In terms of starting any rumours, there are loads of local people here with male/female friendships so I don't think it would raise eyebrows, and also our office is a handful of men in their 40s, me, and a few junior women in their 20s, so the people at my age are all (really lovely) men and it wouldn't look weird that we're mates. I mean, we are all mates. So as long as it all stays nicely in that lane we will all be okay!

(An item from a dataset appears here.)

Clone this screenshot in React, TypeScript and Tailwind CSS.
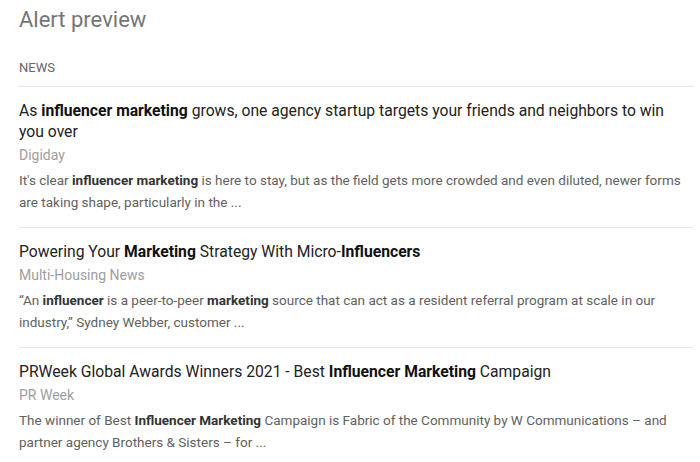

I also don't think I've made any of these feelings clear enough for him to get a sense of it, and I haven't received anything but kindness (i.e. no flirting or innuendo) from him. He responds pretty quickly to my texts, which felt good, but looking back at the actual messages, there is absolutely nothing there to suggest any second meaning to any of it. I also don't feel I'd be embarrassed if his wife or my dh saw my messages, so that's lucky!
And if I am really, really honest with myself, I don't think anyone would even see it coming. I'm not the cute young thing I used to be and I've embraced my geeky side in my work, whereas he's kind of a cool dad with social status (if that makes sense?), so there is misalignment there. He definitely would not have sought me out in younger years, and I am clearly not a symbol of temptation in his life (lol!) so I have a pretty good "out" if anyone caught wind - I'm just a mumsy chaotic friend at work, in the same stage of life, but who wouldn't have time to even daydream about anything like that. Don't be ridiculous.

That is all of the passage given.